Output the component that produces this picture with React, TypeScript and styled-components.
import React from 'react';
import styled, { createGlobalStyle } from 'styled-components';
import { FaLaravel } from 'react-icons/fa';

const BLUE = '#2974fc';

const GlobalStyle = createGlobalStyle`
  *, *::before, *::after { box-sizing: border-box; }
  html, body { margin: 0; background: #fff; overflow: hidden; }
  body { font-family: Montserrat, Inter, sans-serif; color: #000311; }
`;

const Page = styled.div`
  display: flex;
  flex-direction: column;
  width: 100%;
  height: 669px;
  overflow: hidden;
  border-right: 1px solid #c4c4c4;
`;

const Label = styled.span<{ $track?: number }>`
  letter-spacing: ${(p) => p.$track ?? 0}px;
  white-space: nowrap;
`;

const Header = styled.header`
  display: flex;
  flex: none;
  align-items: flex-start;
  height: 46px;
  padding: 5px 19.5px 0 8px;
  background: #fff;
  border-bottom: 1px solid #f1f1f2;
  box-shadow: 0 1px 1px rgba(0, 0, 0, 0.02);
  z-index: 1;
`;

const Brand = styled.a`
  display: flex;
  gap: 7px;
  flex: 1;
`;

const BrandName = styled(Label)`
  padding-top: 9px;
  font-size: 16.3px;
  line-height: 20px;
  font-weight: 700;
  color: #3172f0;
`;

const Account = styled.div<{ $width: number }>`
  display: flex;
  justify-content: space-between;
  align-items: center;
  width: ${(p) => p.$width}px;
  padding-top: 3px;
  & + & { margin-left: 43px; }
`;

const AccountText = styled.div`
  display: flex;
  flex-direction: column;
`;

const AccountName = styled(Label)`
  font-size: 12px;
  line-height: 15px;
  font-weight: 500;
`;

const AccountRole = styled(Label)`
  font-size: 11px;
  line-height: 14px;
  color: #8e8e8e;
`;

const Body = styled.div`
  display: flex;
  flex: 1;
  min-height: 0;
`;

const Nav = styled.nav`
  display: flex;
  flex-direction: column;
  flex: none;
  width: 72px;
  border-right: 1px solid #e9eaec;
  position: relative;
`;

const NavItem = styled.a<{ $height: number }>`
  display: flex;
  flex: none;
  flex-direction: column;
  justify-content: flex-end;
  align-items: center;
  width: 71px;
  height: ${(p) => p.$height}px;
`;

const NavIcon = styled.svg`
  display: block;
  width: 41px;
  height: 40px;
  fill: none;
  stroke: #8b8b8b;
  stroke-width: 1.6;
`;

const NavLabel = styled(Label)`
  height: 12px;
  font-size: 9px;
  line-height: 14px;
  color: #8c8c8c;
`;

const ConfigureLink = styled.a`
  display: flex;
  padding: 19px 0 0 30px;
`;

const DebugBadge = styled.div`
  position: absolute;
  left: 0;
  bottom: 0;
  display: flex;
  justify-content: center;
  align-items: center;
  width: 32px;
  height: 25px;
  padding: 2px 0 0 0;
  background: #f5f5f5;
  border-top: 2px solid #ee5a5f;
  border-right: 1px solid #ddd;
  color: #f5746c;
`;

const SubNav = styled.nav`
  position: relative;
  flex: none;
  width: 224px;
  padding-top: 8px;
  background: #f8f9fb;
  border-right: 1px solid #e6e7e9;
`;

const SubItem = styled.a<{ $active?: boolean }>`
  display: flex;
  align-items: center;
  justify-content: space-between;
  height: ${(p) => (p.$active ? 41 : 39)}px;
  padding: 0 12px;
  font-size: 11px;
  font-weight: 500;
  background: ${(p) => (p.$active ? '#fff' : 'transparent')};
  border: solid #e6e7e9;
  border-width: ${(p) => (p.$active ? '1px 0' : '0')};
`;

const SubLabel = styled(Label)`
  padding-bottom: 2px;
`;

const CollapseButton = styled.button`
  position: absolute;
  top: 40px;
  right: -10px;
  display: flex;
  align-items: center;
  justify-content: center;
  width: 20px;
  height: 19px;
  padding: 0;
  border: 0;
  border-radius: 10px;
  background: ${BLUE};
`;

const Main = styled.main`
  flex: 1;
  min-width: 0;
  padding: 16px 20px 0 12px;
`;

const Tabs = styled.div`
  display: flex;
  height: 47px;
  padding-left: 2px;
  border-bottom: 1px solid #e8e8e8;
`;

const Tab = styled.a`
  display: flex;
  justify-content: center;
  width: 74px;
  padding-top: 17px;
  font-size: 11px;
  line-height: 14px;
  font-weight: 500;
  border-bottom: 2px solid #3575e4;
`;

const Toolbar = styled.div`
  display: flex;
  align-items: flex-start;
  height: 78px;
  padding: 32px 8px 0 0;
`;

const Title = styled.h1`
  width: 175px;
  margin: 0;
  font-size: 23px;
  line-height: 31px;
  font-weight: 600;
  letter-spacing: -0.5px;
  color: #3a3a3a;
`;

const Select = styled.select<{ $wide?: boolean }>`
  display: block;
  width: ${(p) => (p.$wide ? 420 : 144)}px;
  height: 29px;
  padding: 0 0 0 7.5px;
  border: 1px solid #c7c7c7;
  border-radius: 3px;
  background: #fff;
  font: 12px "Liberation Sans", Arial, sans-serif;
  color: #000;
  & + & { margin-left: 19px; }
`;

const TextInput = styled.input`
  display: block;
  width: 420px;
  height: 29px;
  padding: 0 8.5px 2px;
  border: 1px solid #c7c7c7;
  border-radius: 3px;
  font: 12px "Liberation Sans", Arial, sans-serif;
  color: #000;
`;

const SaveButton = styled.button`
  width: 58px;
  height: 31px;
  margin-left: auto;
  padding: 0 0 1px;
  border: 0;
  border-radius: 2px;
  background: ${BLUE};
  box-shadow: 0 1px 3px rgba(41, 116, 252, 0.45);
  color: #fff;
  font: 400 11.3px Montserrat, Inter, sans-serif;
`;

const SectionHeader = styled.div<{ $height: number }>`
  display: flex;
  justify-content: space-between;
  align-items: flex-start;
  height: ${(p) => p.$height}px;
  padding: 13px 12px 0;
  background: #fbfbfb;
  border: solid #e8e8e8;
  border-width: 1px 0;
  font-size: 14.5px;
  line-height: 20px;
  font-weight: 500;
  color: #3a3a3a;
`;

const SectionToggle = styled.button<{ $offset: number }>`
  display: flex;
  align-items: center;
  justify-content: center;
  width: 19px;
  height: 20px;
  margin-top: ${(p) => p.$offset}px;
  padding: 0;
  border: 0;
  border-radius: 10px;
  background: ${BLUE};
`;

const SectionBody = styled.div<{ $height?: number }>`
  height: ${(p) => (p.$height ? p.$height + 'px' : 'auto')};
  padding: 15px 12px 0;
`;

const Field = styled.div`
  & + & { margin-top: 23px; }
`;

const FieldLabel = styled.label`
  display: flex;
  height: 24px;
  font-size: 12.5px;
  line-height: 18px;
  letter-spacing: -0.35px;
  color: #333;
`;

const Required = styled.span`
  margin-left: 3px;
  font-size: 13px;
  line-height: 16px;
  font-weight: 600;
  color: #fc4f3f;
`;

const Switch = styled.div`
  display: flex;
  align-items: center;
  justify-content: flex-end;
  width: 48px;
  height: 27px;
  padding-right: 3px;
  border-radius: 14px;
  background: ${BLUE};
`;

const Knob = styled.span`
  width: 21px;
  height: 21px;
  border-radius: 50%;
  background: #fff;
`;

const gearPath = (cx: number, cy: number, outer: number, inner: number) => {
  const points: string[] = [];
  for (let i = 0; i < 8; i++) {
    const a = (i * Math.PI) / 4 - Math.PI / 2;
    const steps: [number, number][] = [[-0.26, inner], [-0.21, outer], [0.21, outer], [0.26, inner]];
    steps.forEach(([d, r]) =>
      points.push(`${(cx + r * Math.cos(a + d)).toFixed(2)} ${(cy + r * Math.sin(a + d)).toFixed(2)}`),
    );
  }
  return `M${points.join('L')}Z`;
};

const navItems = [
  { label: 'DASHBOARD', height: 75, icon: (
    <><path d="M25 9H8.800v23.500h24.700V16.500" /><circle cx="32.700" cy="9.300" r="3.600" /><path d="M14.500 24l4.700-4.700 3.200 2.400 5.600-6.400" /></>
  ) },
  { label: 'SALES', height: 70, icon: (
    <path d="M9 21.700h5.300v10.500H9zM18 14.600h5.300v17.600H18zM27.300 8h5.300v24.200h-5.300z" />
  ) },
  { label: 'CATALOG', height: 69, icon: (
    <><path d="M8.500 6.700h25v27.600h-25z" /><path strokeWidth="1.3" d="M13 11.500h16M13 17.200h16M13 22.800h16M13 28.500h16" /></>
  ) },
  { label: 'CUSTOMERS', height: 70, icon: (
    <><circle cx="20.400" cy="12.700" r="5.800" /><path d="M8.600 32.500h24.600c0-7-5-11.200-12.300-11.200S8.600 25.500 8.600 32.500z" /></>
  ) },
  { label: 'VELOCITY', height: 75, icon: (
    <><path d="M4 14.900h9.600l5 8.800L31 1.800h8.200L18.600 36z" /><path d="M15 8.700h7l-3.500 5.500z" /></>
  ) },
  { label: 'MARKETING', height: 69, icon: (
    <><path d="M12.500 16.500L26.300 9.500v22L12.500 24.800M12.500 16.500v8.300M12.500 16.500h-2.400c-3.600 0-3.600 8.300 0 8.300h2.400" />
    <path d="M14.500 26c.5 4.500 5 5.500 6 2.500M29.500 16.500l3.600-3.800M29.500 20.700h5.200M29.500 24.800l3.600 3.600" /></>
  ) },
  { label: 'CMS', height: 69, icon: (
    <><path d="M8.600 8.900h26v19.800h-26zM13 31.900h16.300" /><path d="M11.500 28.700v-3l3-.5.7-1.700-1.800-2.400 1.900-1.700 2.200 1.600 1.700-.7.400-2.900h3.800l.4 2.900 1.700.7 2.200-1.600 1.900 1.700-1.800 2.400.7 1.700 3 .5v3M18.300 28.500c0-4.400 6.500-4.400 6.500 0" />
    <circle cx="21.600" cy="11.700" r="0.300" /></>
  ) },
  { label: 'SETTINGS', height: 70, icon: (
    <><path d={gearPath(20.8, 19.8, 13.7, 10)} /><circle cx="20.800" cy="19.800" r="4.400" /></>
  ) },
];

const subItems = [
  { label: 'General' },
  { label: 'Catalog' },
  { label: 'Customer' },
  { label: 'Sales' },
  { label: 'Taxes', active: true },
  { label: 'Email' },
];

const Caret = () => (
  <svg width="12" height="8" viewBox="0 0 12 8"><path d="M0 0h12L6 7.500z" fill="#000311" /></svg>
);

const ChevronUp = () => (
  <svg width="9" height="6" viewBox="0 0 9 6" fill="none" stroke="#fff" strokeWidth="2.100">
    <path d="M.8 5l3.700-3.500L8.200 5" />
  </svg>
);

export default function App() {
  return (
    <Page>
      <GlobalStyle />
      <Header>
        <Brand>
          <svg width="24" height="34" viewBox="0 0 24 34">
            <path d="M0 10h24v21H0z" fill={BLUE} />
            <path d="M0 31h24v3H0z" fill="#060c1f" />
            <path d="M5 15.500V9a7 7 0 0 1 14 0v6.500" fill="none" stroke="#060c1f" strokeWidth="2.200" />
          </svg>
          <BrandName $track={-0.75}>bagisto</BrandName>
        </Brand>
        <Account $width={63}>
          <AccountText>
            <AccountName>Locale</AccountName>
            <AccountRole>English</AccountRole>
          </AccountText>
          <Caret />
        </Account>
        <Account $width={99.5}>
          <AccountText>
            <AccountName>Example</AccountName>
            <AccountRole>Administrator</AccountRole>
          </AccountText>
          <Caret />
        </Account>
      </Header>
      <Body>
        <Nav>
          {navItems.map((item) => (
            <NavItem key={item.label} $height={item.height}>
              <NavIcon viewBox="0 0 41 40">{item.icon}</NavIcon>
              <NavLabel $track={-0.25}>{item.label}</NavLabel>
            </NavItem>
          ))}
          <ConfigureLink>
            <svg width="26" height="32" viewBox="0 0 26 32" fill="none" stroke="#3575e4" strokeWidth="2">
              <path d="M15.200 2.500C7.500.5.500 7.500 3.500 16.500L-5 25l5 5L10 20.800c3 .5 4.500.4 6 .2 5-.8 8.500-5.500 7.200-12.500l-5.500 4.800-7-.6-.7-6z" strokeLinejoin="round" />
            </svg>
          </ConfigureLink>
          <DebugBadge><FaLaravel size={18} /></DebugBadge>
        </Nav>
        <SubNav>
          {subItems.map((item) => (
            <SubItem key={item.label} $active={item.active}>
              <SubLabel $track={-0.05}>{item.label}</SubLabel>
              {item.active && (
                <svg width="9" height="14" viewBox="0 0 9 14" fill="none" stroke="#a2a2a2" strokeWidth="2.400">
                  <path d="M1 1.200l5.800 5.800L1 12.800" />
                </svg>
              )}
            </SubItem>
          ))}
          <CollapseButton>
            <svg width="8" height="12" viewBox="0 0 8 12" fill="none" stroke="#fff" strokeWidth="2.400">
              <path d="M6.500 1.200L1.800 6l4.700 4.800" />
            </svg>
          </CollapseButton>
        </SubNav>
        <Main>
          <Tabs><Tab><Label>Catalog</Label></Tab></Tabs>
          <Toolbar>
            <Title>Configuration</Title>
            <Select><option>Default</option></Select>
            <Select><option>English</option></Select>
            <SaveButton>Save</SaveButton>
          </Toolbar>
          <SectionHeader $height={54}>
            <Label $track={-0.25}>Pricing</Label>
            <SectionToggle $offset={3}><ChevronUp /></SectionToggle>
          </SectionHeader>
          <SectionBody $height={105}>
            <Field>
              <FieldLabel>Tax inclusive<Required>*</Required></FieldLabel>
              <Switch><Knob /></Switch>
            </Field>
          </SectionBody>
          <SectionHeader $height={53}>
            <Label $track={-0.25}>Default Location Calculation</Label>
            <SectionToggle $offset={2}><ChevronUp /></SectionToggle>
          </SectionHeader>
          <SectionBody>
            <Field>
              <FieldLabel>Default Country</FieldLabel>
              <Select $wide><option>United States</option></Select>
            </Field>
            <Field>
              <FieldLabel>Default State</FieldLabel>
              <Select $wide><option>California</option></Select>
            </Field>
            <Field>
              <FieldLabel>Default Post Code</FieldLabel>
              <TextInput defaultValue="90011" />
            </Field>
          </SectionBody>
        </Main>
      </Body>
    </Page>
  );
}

...

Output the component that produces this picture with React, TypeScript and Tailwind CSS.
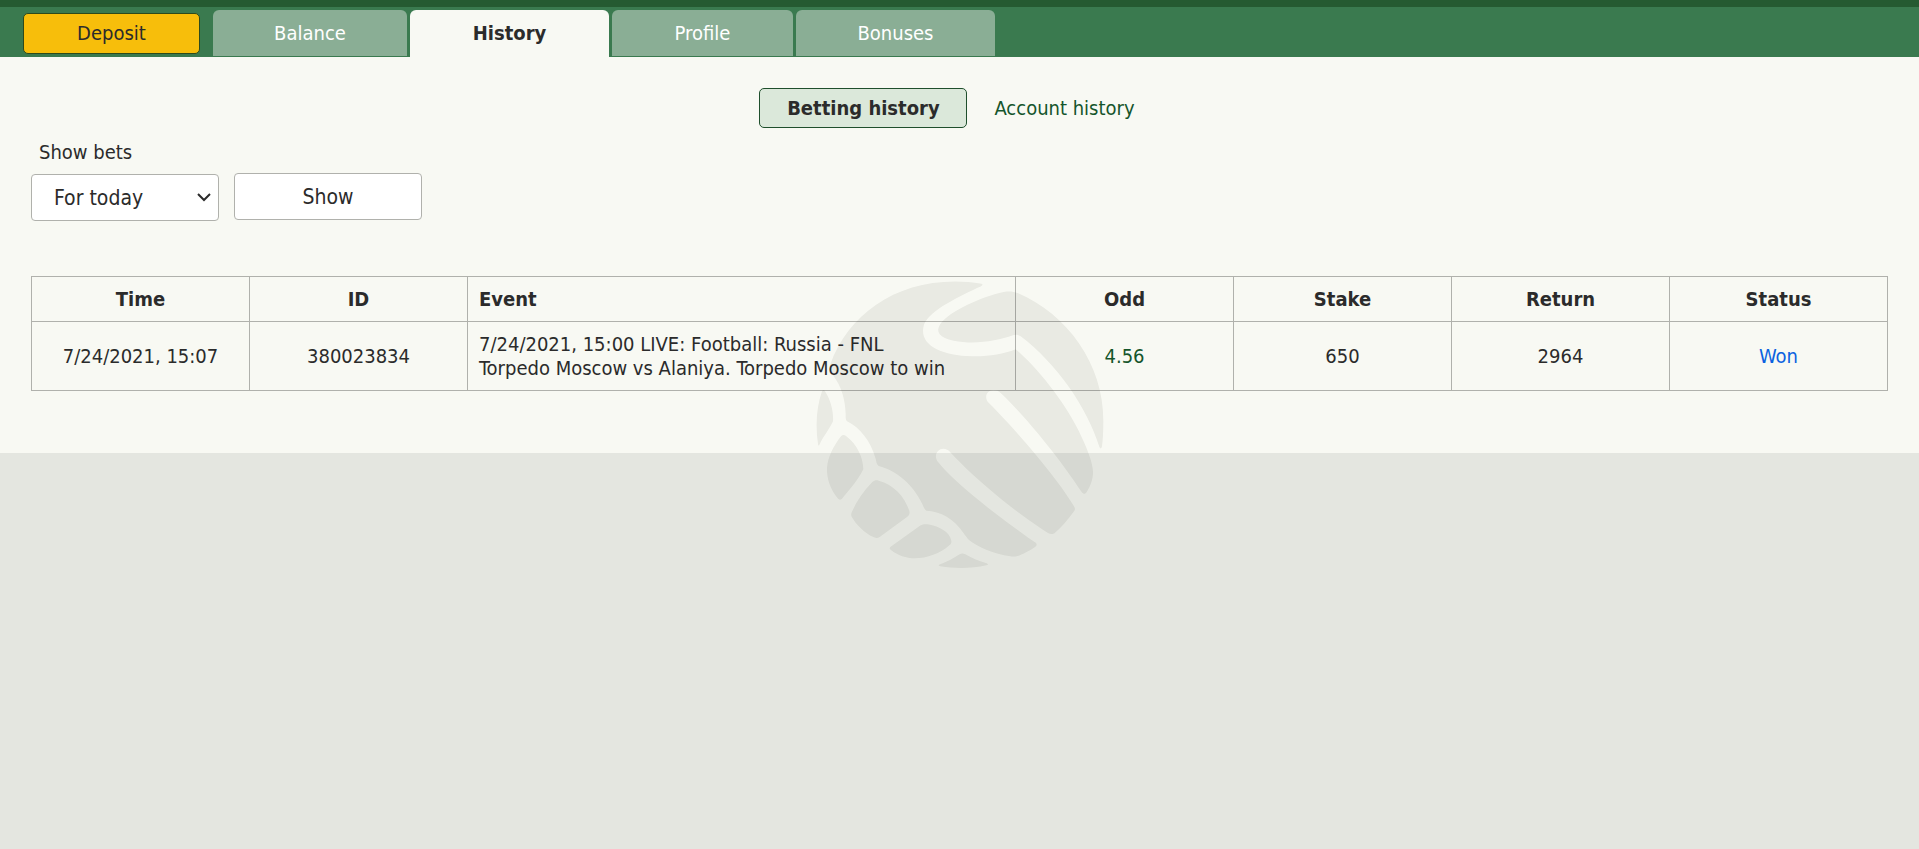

▶ [GOAL OF THE EXERCISE]:
Reproduce exactly the lines from the line with "TypeScript and styled-components." to the line with "const BLUE = '#2974fc';", both end lines included.

▶ [FULL RESPONSE]:
Output the component that produces this picture with React, TypeScript and styled-components.
import React from 'react';
import styled, { createGlobalStyle } from 'styled-components';
import { FaLaravel } from 'react-icons/fa';

const BLUE = '#2974fc';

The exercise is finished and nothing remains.